COQUITLAM, BC – Artists seeking broad exposure and the challenge of a three-dimensional canvas are being invited to decorate one of a dozen large salmon sculptures to be installed around Coquitlam later this year.

Part of the Coquitlam 125 anniversary celebrations this year, the sculptures will be adorned with designs reflecting the city’s past, present or future and then installed permanently in prominent locations around the community.

Up to 12 artists or artist teams are now being sought to decorate the fibreglass sculptures, which will stand 5’6” high and 6’ wide prior to mounting, and be fabricated by award-winning Squamish Nation artist Jody Broomfield. Artists submitting proposals for the Salmon Project should outline they will use the salmon sculpture form as a canvas to tell our community’s story. Each artist or team will receive a project budget of $1,600 and must complete their work between April 22 and July 8.

Interested artists are invited to attend a project information session on February 15th, at 7 p.m. in the Fraser Room of the Innovation Centre, 1207 Pinetree Way.

Artist proposals will be accepted until March 15 based on the Request for Proposals document posted at www.coquitlam.ca/BidOpportunities.

The sculptures will be unveiled at the Kaleidoscope arts festival July 23 and 24, a signature Coquitlam 125 event, and will be installed permanently later in the year at high-traffic sites including City Hall, Town Centre Park, Coquitlam Public Library, the Coquitlam Crunch and several parks.

Why salmon?

Coquitlam’s name is derived from the Kwikwetlem term for “red fish up the river,” from the days when the Coquitlam River was thick with sockeye salmon. The sockeye disappeared after the construction of a dam in the early 1900s, but nearly a century later, the Kwikwetlem people, working with local stakeholder groups, have successfully brought the sockeye back to spawn in the Coquitlam River.

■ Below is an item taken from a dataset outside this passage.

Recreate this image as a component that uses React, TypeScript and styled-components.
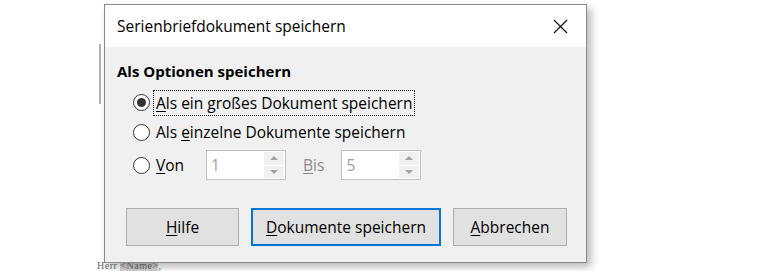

Chosen for their historical significance, salmon will become eye-catching works of art that illustrate Coquitlam’s past, present and future, in keeping with the Coquitlam 125 vision Stories told – stories to be created.

Sponsorship opportunities

Corporate partners and community sponsors are also being sought to support the salmon art project. Sponsorship rewards will include plaques, publicity and an opportunity to help create a lasting art legacy for the community.

Visit www.coquitlam125.ca/salmon for more information about the salmon art project.

More information about other Coquitlam 125 events and activities is posted at www.coquitlam125.ca.

About Coquitlam 125

Coquitlam is celebrating its 125th anniversary in 2016 with a year-long celebration that honours the community’s rich history and sets the stage for a dynamic future.

When Coquitlam was incorporated on July 25, 1891, it was a small agricultural community, with a state-of-the-art lumber mill – the future Fraser Mills – under construction near the Fraser River. French Canadians settled in the area in the early 1900s and established Maillardville, the largest Francophone centre west of the Rockies. Today, Coquitlam is home to over 140,000 people from diverse ethnic backgrounds, and over 6,200 businesses.

The Coquitlam 125 Anniversary Steering Task Force (CAST Force) is guided by the Coquitlam 125 vision – Stories told, stories to be created – as it engages the community through meaningful experiences that celebrate our heritage, create strong connections and inspire lasting legacies towards an exciting future.